Export partition status
ercliou-zz opened this issue · 6 comments
I'd like to export the status of each partition too.
We can always write some logic at prometheus end, but Burrow already does this well.
https://github.com/linkedin/Burrow/wiki/http-request-consumer-group-status
These are the valid status strings: NOTFOUND, OK, WARN, ERR, STOP, STALL
Edit:
We shall model them as separate time series
kafka_burrow_partition_state{cluster="MY_CLUSTER",group="MY_GROUP",partition="13",topic="MY_TOPIC",state:"OK"} 1
kafka_burrow_partition_state{cluster="MY_CLUSTER",group="MY_GROUP",partition="13",topic="MY_TOPIC",state:"STOP"} 1
something like https://www.robustperception.io/exposing-the-software-version-to-prometheus/
@ercliou
Hello.
I also want this metrics.
You seem to have made some changes after forking, but are you planning to send a patch upstream?
I ended up implementing by sending all metrics at every scrap. When the status is not the matched one, it sends 0
. This increases 1:5 with number of partitions (could be a problem if you have a lot of them).
e.g.
kafka_burrow_partition_state{cluster="MY_CLUSTER",group="MY_GROUP",partition="13",topic="MY_TOPIC",state:"OK"} 1
kafka_burrow_partition_state{cluster="MY_CLUSTER",group="MY_GROUP",partition="13",topic="MY_TOPIC",state:"STOP"} 0
kafka_burrow_partition_state{cluster="MY_CLUSTER",group="MY_GROUP",partition="13",topic="MY_TOPIC",state:"REWIND"} 0
kafka_burrow_partition_state{cluster="MY_CLUSTER",group="MY_GROUP",partition="13",topic="MY_TOPIC",state:"STALL"} 0
kafka_burrow_partition_state{cluster="MY_CLUSTER",group="MY_GROUP",partition="13",topic="MY_TOPIC",state:"WARN"} 0
This is so each one of them stay as one independent time series. The reason of this is that I could query the lag + status at Grafana by partition.
Query:
kafka_burrow_partition_lag{group="MY_GROUP",topic="MY_TOPIC"}
* on (topic, partition, group) group_left(status)

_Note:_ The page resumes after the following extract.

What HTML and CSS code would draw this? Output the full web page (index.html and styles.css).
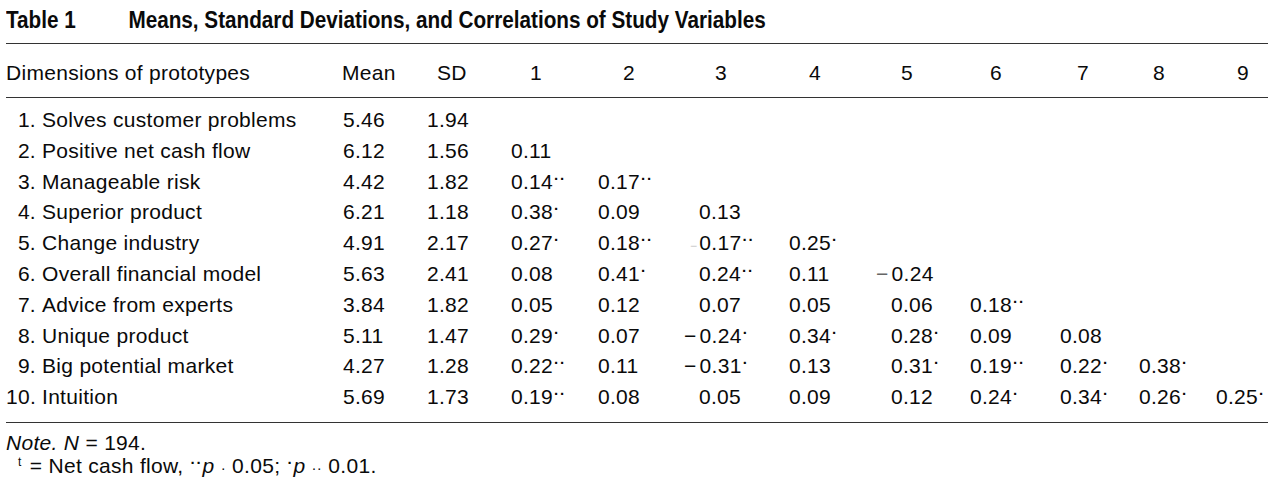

(kafka_burrow_partition_status{group="MY_GROUP",topic="MY_TOPIC"} == 1)
I could send a patch if @jirwin agrees with this :)
I'm +1 to this. Partition count isn't generally unbound. Maybe it could be enabled by a command line flag, so people can use their own judgement as to whether the surge in new time series is acceptable to them. Maybe --per-partition-stats
or something?
How about we define a numeric scheme for the value of this time series? This will save us from 1:5 time series bloat. Our system has 2525 partitions for 52 topics. I am definitely worried about the bloat.
NOTFOUND = 1
OK = 2
WARN = 3
ERR = 4
STOP = 5
STALL = 6
kafka_burrow_partition_state{cluster="MY_CLUSTER",group="MY_GROUP",partition="13",topic="MY_TOPIC"} 2
Hi @shibug , I explained a lil bit about the reasoning behind in the above PR (centered mostly around Grafana).
We have 15k partitions and haven't encountered performance problems (yet).
I can't look into command line flag right now, if someone would like to look into this, I appreciate it.